**DIRECTIVE:** Tally each line where the word "index" occurs, then give only the total.

**DATASET EXTRACT:**
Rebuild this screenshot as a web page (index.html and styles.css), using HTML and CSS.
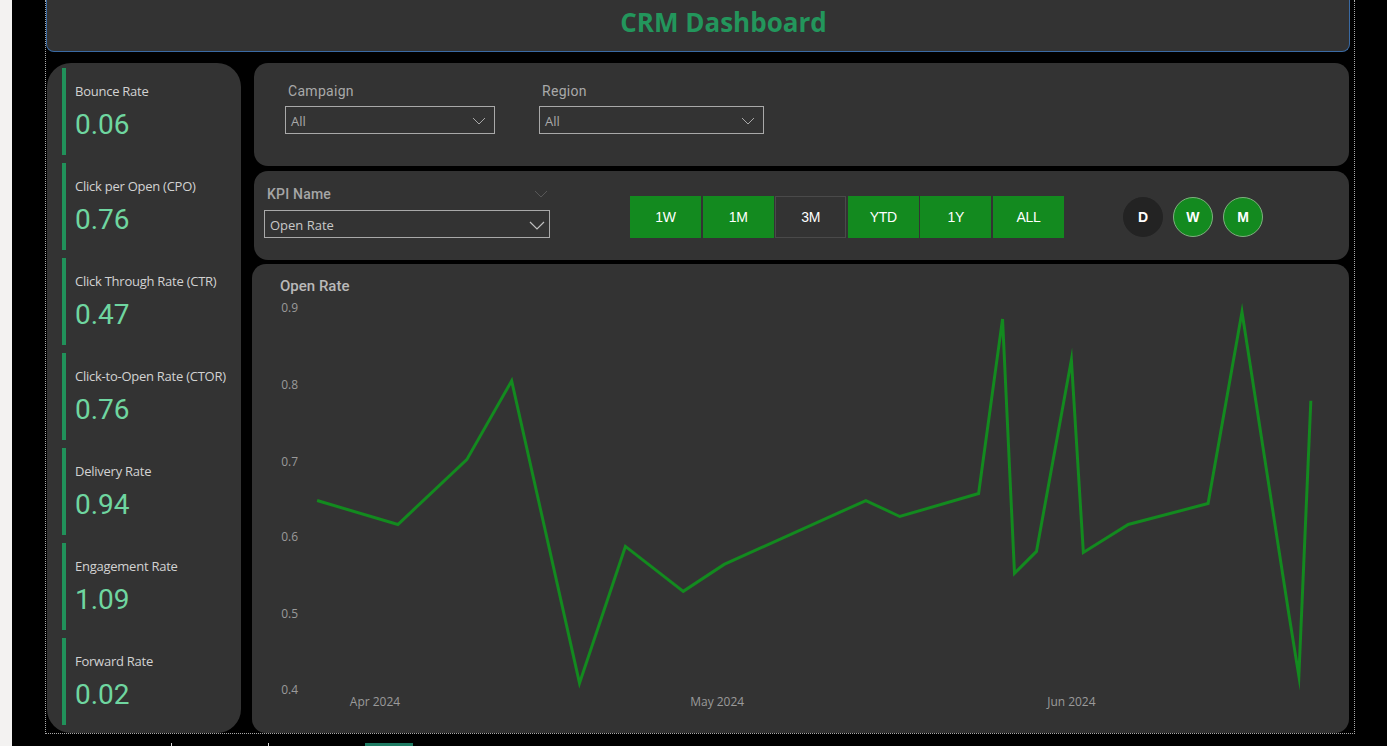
FILE: index.html
```html
<!DOCTYPE html>
<html>
<head>
<meta charset="utf-8">
<link rel="stylesheet" href="styles.css">
</head>
<body>
<div class="side"></div>
<div class="main">
  <div class="canvas">
    <header class="header"><h1 class="title">CRM Dashboard</h1></header>
    <div class="row">
      <aside class="kpis">
        <div class="card"><div class="bar"></div><div class="card-body"><div class="card-label">Bounce Rate</div><div class="card-value">0.06</div></div></div>
        <div class="card"><div class="bar"></div><div class="card-body"><div class="card-label">Click per Open (CPO)</div><div class="card-value">0.76</div></div></div>
        <div class="card"><div class="bar"></div><div class="card-body"><div class="card-label">Click Through Rate (CTR)</div><div class="card-value">0.47</div></div></div>
        <div class="card"><div class="bar"></div><div class="card-body"><div class="card-label">Click-to-Open Rate (CTOR)</div><div class="card-value">0.76</div></div></div>
        <div class="card"><div class="bar"></div><div class="card-body"><div class="card-label">Delivery Rate</div><div class="card-value">0.94</div></div></div>
        <div class="card"><div class="bar"></div><div class="card-body"><div class="card-label">Engagement Rate</div><div class="card-value">1.09</div></div></div>
        <div class="card"><div class="bar"></div><div class="card-body"><div class="card-label">Forward Rate</div><div class="card-value">0.02</div></div></div>
      </aside>
      <section class="right">
        <div class="panel filters">
          <div class="field field-campaign">
            <div class="field-label">Campaign</div>
            <div class="dropdown"><span>All</span><svg class="chev" width="14" height="8" viewBox="0 0 14 8"><polyline points="1,1 7,7 13,1" fill="none" stroke="#a8a8a8" stroke-width="1"/></svg></div>
          </div>
          <div class="field field-region">
            <div class="field-label">Region</div>
            <div class="dropdown"><span>All</span><svg class="chev" width="14" height="8" viewBox="0 0 14 8"><polyline points="1,1 7,7 13,1" fill="none" stroke="#a8a8a8" stroke-width="1"/></svg></div>
          </div>
        </div>
        <div class="panel controls">
          <div class="kpi-field">
            <div class="kpi-head"><span class="kpi-label">KPI Name</span><svg width="14" height="8" viewBox="0 0 14 8"><polyline points="1,1 7,7 13,1" fill="none" stroke="#575757" stroke-width="1"/></svg></div>
            <div class="dropdown kpi-drop"><span>Open Rate</span><svg class="chev" width="16" height="9" viewBox="0 0 16 9"><polyline points="1,1 8,8 15,1" fill="none" stroke="#c0c0c0" stroke-width="1.2"/></svg></div>
          </div>
          <div class="ranges">
            <button class="rng">1W</button>
            <button class="rng">1M</button>
            <button class="rng rng-off">3M</button>
            <button class="rng">YTD</button>
            <button class="rng">1Y</button>
            <button class="rng">ALL</button>
          </div>
          <div class="grains">
            <span class="dot dot-off">D</span>
            <span class="dot">W</span>
            <span class="dot">M</span>
          </div>
        </div>
        <div class="panel chart">
          <div class="chart-title">Open Rate</div>
          <svg class="plot" width="1097" height="438" viewBox="0 0 1097 438">
            <g class="ylab" font-size="12" fill="#9a9a9a">
              <text x="28" y="16">0.9</text>
              <text x="28" y="93">0.8</text>
              <text x="28" y="170">0.7</text>
              <text x="28" y="246">0.6</text>
              <text x="28" y="323">0.5</text>
              <text x="28" y="399">0.4</text>
            </g>
            <g class="xlab" font-size="12" fill="#9a9a9a" text-anchor="middle">
              <text x="122" y="411">Apr 2024</text>
              <text x="465" y="411">May 2024</text>
              <text x="820" y="411">Jun 2024</text>
            </g>
            <polyline fill="none" stroke="#138a1f" stroke-width="3" stroke-linejoin="miter" stroke-miterlimit="10"
              points="64,205 145,229 214,164 259,85 327,388 373,251 431,296 472,269 614,205 648,221 727,198 751,23 763,278 785,256 820,64 832,257 877,229 957,208 991,16 1038,319 1048,381 1060,105"/>
          </svg>
        </div>
      </section>
    </div>
  </div>
  <div class="tabs">
    <span class="tab-line t1"></span>
    <span class="tab-line t2"></span>
    <span class="tab-active"></span>
  </div>
</div>
</body>
</html>
```
FILE: styles.css
```css
html, body {
  margin: 0;
  padding: 0;
}
body {
  background: #000;
  width: 1387px;
  height: 746px;
  overflow: hidden;
  display: flex;
  font-family: "Open Sans", "Noto Sans", sans-serif;
}
.side {
  width: 12px;
  flex: none;
  background: #f3f2f1;
}
.main {
  flex: none;
  display: flex;
  flex-direction: column;
  padding-left: 33px;
}
.canvas {
  width: 1310px;
  height: 734px;
  box-sizing: border-box;
  border: 1px dotted #a8a8a8;
  border-top: none;
  padding-right: 4px;
  display: flex;
  flex-direction: column;
}
.header {
  height: 52px;
  box-sizing: border-box;
  background: #333333;
  border: 1px solid #3a6aa3;
  border-top: none;
  border-radius: 0 0 8px 8px;
  display: flex;
  align-items: center;
  justify-content: center;
  padding-left: 51px;
}
.title {
  margin: 0;
  font-size: 26px;
  font-weight: 700;
  line-height: 44px;
  color: #23965c;
  padding-bottom: 8px;
}
.row {
  margin-top: 11px;
  height: 670px;
  display: flex;
}
.kpis {
  margin-left: 1px;
  width: 194px;
  flex: none;
  box-sizing: border-box;
  background: #333333;
  border-radius: 24px;
  padding: 5px 0 0 15px;
  display: flex;
  flex-direction: column;
  gap: 8px;
}
.card {
  height: 87px;
  display: flex;
}
.bar {
  width: 4px;
  background: #21915a;
  flex: none;
}
.card-body {
  padding: 14px 0 0 9px;
  white-space: nowrap;
}
.card-label {
  font-size: 13px;
  line-height: 18px;
  color: #d2d2d2;
  letter-spacing: -0.25px;
}
.card-value {
  margin-top: 8px;
  font-family: "Roboto", sans-serif;
  font-size: 28px;
  line-height: 34px;
  color: #6fd6a0;
}
.right {
  margin-left: 13px;
  width: 1095px;
  flex: none;
  display: flex;
  flex-direction: column;
}
.panel {
  background: #333333;
  border-radius: 14px;
}
.filters {
  height: 103px;
  box-sizing: border-box;
  padding: 19px 0 0 31px;
  display: flex;
  gap: 44px;
}
.field-campaign { width: 210px; }
.field-region { width: 225px; }
.field-label {
  padding-left: 3px;
  font-family: "Roboto", sans-serif;
  font-size: 14px;
  line-height: 18px;
  color: #a9a9a9;
  letter-spacing: 0.3px;
}
.dropdown {
  margin-top: 6px;
  height: 28px;
  box-sizing: border-box;
  border: 1px solid #a9a9a9;
  display: flex;
  align-items: center;
  justify-content: space-between;
  padding: 2px 8px 0 5px;
  font-size: 13px;
  color: #a9a9a9;
}
.chev { display: block; }
.controls {
  margin-top: 5px;
  height: 89px;
  box-sizing: border-box;
  padding: 14px 0 0 10px;
  display: flex;
  align-items: flex-start;
}
.kpi-field {
  width: 286px;
  flex: none;
}
.kpi-head {
  height: 18px;
  display: flex;
  align-items: center;
  justify-content: space-between;
  padding: 0 2px 0 3px;
}
.kpi-label {
  font-family: "Roboto", sans-serif;
  font-weight: 500;
  font-size: 14px;
  line-height: 18px;
  color: #a6a6a6;
  letter-spacing: 0.2px;
}
.kpi-drop {
  margin-top: 7px;
  color: #c8c8c8;
  padding-right: 4px;
}
.ranges {
  margin: 11px 0 0 80px;
  display: flex;
  gap: 1.6px;
}
.rng {
  width: 71px;
  height: 42px;
  box-sizing: border-box;
  border: 1px solid #138a1f;
  background: #138a1f;
  color: #ffffff;
  font-family: "Liberation Sans Narrow", "Liberation Sans", sans-serif;
  font-size: 14px;
  letter-spacing: -0.3px;
  padding: 0;
  margin: 0;
}
.rng-off {
  background: #333333;
  border-color: #4a4a4a;
}
.grains {
  margin: 12px 0 0 59px;
  display: flex;
  gap: 10px;
}
.dot {
  width: 40px;
  height: 40px;
  box-sizing: border-box;
  border-radius: 50%;
  background: #138a1f;
  border: 1px solid #7fb07f;
  display: flex;
  align-items: center;
  justify-content: center;
  color: #fff;
  font-family: "Liberation Sans Narrow", "Liberation Sans", sans-serif;
  font-weight: 700;
  font-size: 14px;
}
.dot-off {
  background: #232323;
  border-color: #232323;
}
.chart {
  margin-top: 4px;
  margin-left: -2px;
  width: 1097px;
  height: 469px;
  box-sizing: border-box;
  padding-top: 12px;
  display: flex;
  flex-direction: column;
  overflow: hidden;
}
.chart-title {
  padding-left: 28px;
  height: 20px;
  font-family: "Roboto", sans-serif;
  font-weight: 500;
  font-size: 15px;
  line-height: 20px;
  color: #b9b9b9;
}
.plot {
  display: block;
  font-family: "Open Sans", sans-serif;
}
.tabs {
  height: 12px;
  display: flex;
  align-items: flex-end;
}
.tab-line {
  width: 1px;
  height: 3px;
  background: #d8d8d8;
}
.t1 { margin-left: 126px; }
.t2 { margin-left: 96px; }
.tab-active {
  margin-left: 96px;
  width: 48px;
  height: 3px;
  background: #1d7a62;
}
```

**ANSWER TO THIS TASK:** 2